> _Task prompt_: Retype every line from the start of the data down to and including the line with "a demo account</div>". Skip the pictures.

start Data segment

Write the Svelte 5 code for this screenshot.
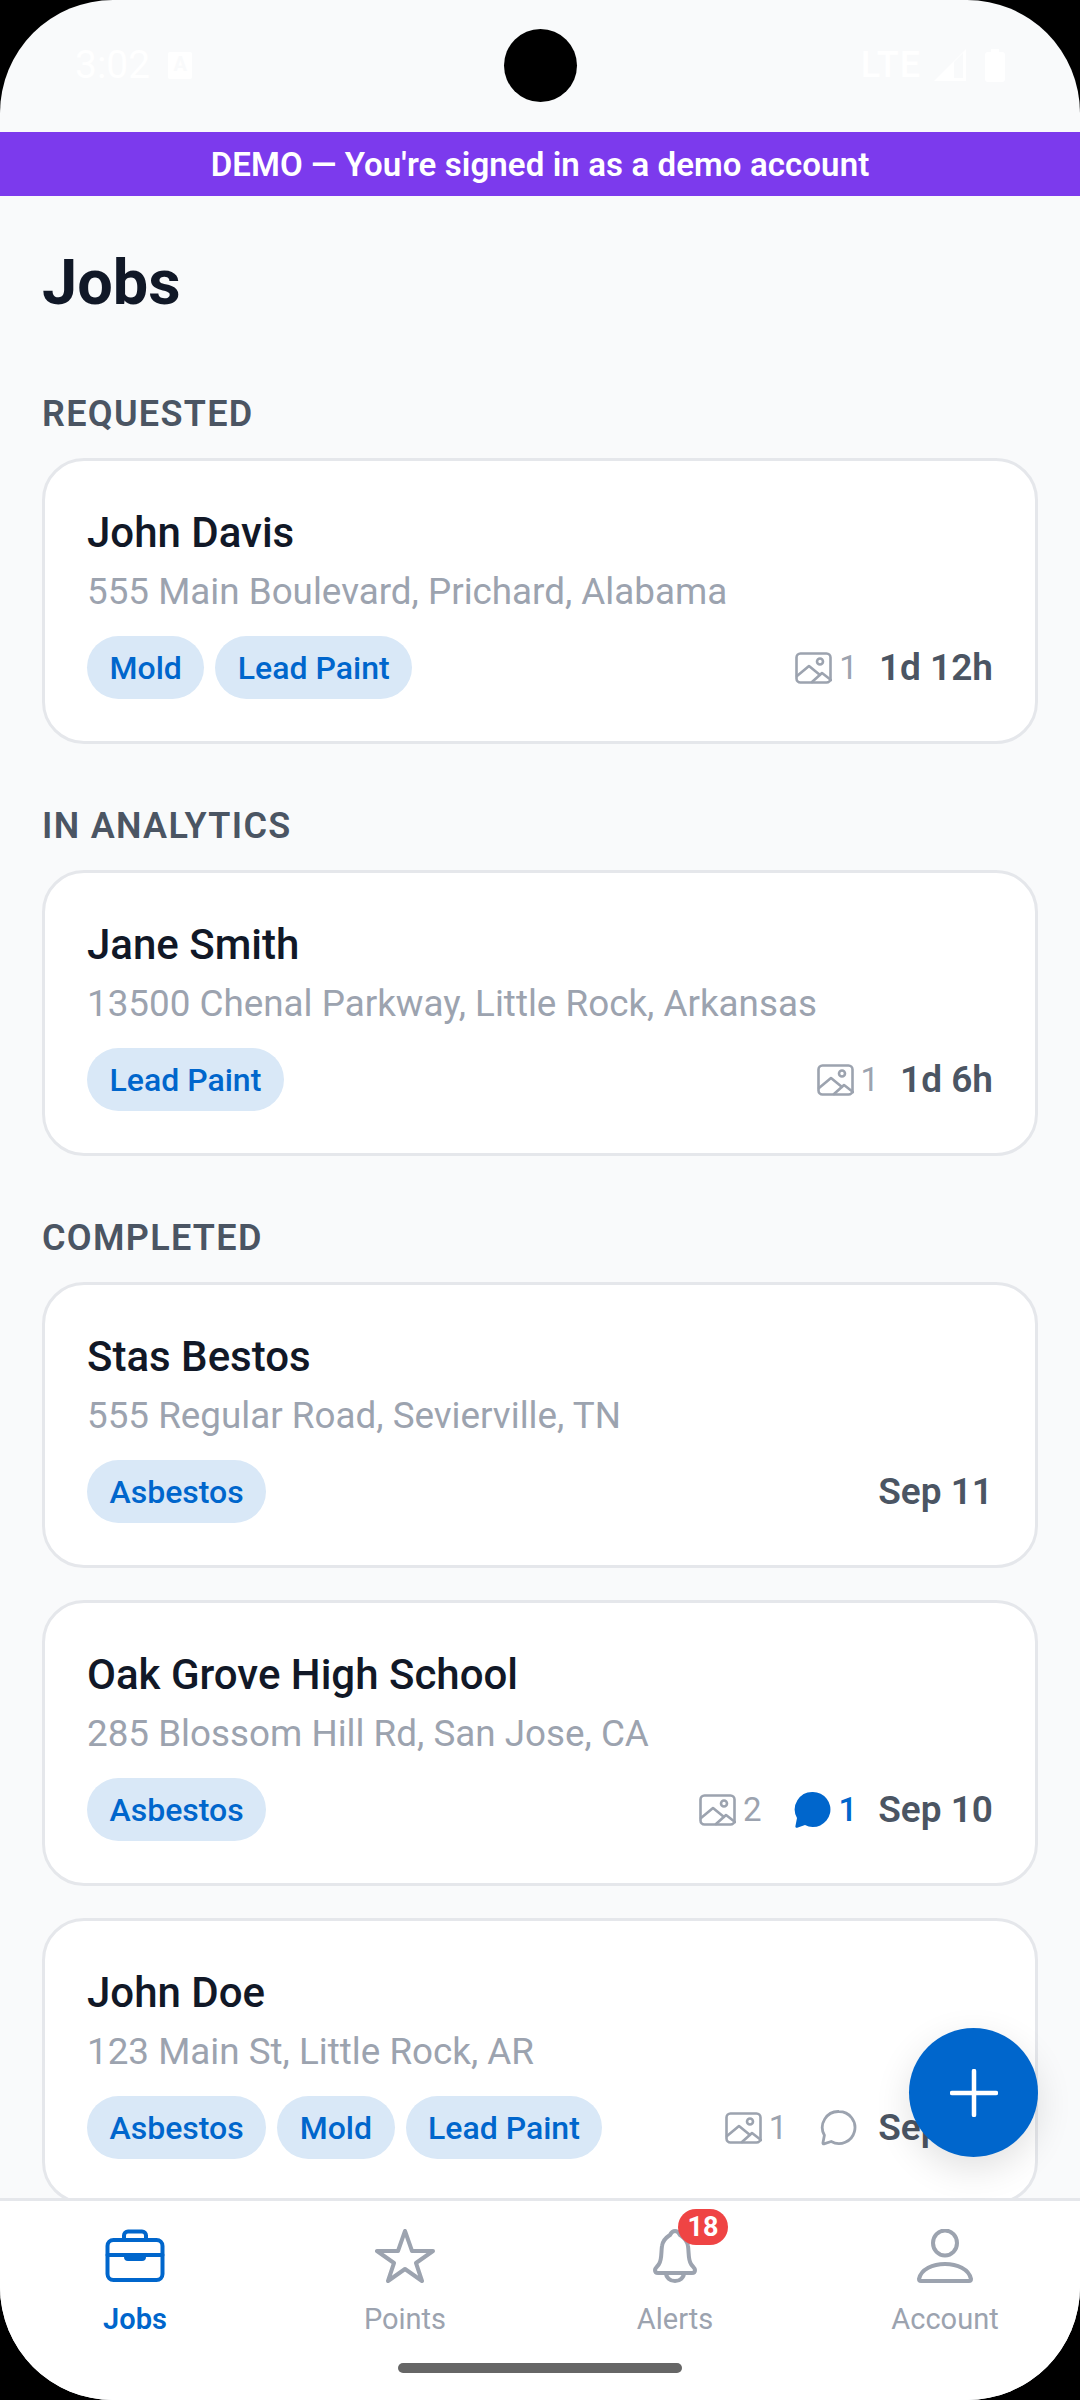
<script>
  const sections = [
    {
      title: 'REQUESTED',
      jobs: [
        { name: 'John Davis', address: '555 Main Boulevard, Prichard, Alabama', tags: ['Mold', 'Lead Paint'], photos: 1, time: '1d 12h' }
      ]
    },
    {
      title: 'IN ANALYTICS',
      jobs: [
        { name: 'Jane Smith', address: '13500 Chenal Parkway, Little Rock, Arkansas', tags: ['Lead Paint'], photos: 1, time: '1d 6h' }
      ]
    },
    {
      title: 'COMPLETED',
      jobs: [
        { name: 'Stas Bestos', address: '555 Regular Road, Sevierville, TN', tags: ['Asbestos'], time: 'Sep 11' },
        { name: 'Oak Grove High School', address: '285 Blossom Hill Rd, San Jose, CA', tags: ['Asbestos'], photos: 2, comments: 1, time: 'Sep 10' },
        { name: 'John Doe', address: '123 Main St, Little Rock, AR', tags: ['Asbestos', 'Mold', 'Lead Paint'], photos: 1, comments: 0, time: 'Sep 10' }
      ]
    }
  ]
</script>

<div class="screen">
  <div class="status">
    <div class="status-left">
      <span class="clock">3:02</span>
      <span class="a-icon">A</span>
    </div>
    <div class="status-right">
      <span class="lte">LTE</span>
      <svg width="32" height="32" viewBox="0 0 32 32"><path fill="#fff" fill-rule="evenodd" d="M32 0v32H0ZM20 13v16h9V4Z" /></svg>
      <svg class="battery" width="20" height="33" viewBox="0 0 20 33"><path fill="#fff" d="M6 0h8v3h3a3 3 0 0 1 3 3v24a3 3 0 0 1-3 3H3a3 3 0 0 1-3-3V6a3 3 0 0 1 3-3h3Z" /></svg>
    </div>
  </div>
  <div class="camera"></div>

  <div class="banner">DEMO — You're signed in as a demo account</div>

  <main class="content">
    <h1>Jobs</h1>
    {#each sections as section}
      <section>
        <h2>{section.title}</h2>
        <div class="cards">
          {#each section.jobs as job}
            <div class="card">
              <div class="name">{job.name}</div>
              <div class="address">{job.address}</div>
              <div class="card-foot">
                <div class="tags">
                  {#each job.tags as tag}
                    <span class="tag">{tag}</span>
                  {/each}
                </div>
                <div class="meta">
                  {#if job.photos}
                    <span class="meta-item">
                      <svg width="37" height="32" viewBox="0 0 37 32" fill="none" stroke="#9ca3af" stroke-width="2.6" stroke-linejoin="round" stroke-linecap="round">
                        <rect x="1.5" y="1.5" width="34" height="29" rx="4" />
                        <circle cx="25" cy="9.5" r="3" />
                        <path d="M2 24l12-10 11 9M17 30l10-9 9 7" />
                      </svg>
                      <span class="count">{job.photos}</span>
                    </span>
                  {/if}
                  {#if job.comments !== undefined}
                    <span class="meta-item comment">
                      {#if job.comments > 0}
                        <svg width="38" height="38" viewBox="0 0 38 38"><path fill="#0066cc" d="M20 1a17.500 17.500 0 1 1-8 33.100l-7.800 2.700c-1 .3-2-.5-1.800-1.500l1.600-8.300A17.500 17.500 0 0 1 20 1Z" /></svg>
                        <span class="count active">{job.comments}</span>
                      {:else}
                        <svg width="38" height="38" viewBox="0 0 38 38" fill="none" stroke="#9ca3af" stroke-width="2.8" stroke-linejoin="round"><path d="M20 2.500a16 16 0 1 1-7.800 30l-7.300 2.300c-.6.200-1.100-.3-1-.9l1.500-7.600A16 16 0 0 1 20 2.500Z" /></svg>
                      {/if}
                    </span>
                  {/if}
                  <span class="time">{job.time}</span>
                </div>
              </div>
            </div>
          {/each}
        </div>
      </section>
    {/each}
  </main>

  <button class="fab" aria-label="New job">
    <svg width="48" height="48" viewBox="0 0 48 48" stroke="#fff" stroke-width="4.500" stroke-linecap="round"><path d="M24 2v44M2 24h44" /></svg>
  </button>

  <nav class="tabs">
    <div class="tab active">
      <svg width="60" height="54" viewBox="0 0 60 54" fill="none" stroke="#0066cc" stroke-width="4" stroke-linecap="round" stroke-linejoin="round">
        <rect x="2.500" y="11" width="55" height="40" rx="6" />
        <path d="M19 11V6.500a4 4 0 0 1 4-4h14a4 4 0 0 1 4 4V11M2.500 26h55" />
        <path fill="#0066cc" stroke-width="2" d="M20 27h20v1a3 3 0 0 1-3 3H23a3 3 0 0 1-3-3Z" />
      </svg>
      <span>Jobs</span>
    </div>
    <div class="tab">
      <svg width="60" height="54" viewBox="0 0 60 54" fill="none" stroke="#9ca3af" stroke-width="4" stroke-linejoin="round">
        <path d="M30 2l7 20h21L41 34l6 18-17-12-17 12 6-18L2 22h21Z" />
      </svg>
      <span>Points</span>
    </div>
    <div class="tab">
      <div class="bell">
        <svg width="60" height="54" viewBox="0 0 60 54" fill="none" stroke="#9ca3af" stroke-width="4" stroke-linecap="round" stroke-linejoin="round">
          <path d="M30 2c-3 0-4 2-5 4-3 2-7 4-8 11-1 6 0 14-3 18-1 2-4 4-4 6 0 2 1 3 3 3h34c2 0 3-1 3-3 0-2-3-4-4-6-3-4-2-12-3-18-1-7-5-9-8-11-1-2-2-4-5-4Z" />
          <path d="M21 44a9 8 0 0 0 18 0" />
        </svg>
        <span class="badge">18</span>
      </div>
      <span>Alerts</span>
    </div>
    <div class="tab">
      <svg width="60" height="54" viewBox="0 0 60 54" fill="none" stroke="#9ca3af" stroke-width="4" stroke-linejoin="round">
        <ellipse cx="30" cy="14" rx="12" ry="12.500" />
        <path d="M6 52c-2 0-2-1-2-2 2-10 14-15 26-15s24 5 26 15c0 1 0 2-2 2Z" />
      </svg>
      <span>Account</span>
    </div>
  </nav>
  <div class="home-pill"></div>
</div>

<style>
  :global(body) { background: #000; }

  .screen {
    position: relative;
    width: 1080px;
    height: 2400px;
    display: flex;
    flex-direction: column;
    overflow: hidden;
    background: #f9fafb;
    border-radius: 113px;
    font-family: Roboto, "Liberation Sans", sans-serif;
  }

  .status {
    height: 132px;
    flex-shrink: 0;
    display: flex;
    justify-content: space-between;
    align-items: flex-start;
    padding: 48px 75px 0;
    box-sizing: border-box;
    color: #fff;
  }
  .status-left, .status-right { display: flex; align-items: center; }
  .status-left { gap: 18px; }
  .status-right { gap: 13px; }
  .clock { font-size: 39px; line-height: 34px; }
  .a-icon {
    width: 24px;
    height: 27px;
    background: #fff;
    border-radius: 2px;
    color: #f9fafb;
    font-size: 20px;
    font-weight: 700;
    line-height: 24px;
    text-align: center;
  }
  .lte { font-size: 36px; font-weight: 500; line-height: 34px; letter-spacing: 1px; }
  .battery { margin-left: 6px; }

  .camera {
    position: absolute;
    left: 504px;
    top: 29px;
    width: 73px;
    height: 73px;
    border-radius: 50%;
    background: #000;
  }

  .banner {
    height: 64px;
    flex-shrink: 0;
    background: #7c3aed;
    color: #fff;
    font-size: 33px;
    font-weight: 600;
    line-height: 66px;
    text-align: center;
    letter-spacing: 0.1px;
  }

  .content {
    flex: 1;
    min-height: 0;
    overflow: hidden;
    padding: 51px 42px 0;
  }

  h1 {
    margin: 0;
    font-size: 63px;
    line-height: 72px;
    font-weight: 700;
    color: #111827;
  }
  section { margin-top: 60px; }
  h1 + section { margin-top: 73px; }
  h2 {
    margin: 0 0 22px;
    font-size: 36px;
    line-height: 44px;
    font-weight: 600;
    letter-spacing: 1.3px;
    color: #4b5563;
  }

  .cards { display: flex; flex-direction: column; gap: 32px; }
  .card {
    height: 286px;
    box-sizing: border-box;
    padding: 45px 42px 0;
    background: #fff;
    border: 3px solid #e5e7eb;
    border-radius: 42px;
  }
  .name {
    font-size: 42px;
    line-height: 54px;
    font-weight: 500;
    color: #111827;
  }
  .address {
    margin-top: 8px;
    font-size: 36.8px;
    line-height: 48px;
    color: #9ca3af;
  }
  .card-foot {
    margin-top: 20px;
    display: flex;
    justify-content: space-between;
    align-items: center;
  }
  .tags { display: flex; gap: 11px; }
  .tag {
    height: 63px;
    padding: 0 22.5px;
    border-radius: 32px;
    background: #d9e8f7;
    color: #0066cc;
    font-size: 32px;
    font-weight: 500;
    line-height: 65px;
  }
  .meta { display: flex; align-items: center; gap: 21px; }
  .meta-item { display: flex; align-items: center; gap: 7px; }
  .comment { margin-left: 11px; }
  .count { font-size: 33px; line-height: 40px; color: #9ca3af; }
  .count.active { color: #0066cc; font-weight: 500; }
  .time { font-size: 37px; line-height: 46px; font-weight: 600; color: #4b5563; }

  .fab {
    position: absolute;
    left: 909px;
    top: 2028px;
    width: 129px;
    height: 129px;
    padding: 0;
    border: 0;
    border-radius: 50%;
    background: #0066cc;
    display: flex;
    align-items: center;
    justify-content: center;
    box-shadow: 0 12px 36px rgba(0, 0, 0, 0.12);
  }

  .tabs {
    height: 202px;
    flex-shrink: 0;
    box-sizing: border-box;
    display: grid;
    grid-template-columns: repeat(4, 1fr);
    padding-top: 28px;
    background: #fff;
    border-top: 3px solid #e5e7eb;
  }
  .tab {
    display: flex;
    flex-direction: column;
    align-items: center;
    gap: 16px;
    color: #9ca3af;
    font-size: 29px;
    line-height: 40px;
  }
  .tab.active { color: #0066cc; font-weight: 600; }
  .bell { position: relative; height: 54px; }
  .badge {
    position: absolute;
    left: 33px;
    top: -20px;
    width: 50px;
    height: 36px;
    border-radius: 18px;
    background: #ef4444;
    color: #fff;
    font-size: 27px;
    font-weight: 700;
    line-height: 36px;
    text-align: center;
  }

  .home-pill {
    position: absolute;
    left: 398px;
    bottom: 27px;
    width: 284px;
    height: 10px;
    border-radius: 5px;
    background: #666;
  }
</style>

end Data segment

> _Reply to the task_:
Write the Svelte 5 code for this screenshot.
<script>
  const sections = [
    {
      title: 'REQUESTED',
      jobs: [
        { name: 'John Davis', address: '555 Main Boulevard, Prichard, Alabama', tags: ['Mold', 'Lead Paint'], photos: 1, time: '1d 12h' }
      ]
    },
    {
      title: 'IN ANALYTICS',
      jobs: [
        { name: 'Jane Smith', address: '13500 Chenal Parkway, Little Rock, Arkansas', tags: ['Lead Paint'], photos: 1, time: '1d 6h' }
      ]
    },
    {
      title: 'COMPLETED',
      jobs: [
        { name: 'Stas Bestos', address: '555 Regular Road, Sevierville, TN', tags: ['Asbestos'], time: 'Sep 11' },
        { name: 'Oak Grove High School', address: '285 Blossom Hill Rd, San Jose, CA', tags: ['Asbestos'], photos: 2, comments: 1, time: 'Sep 10' },
        { name: 'John Doe', address: '123 Main St, Little Rock, AR', tags: ['Asbestos', 'Mold', 'Lead Paint'], photos: 1, comments: 0, time: 'Sep 10' }
      ]
    }
  ]
</script>

<div class="screen">
  <div class="status">
    <div class="status-left">
      <span class="clock">3:02</span>
      <span class="a-icon">A</span>
    </div>
    <div class="status-right">
      <span class="lte">LTE</span>
      <svg width="32" height="32" viewBox="0 0 32 32"><path fill="#fff" fill-rule="evenodd" d="M32 0v32H0ZM20 13v16h9V4Z" /></svg>
      <svg class="battery" width="20" height="33" viewBox="0 0 20 33"><path fill="#fff" d="M6 0h8v3h3a3 3 0 0 1 3 3v24a3 3 0 0 1-3 3H3a3 3 0 0 1-3-3V6a3 3 0 0 1 3-3h3Z" /></svg>
    </div>
  </div>
  <div class="camera"></div>

  <div class="banner">DEMO — You're signed in as a demo account</div>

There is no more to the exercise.